** START **

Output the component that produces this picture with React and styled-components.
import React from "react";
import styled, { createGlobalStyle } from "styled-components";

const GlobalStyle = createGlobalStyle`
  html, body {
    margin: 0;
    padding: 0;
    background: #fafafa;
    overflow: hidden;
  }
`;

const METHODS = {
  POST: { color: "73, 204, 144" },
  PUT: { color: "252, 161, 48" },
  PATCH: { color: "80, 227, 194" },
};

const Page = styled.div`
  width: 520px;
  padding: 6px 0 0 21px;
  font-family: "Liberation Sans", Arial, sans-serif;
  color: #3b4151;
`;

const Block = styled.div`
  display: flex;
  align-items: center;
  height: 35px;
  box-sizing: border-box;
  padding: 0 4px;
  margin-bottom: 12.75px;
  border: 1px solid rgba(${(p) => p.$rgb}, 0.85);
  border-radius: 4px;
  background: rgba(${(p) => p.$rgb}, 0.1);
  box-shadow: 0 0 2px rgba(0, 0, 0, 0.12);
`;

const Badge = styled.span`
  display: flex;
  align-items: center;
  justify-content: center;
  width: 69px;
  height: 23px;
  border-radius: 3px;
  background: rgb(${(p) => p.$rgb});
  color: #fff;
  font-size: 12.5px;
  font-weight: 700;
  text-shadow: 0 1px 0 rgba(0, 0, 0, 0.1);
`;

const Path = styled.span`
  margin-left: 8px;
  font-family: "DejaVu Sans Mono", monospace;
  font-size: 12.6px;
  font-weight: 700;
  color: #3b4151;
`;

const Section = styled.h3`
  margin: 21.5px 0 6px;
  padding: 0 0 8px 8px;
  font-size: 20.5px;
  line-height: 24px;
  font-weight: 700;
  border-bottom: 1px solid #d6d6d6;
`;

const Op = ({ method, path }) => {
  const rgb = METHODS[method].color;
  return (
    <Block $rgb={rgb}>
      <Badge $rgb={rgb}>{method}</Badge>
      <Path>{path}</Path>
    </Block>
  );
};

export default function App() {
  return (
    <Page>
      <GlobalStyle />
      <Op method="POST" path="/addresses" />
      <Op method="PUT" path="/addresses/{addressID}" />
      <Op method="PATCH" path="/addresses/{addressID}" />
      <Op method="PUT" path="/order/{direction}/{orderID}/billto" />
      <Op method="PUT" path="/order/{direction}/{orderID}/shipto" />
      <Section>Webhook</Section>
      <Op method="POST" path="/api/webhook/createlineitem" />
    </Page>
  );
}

** END **

- [WORK INSTRUCTIONS]: Pick out every line above that holds the word "React" and copy it.

- [FULL SOLUTION]:
Output the component that produces this picture with React and styled-components.
import React from "react";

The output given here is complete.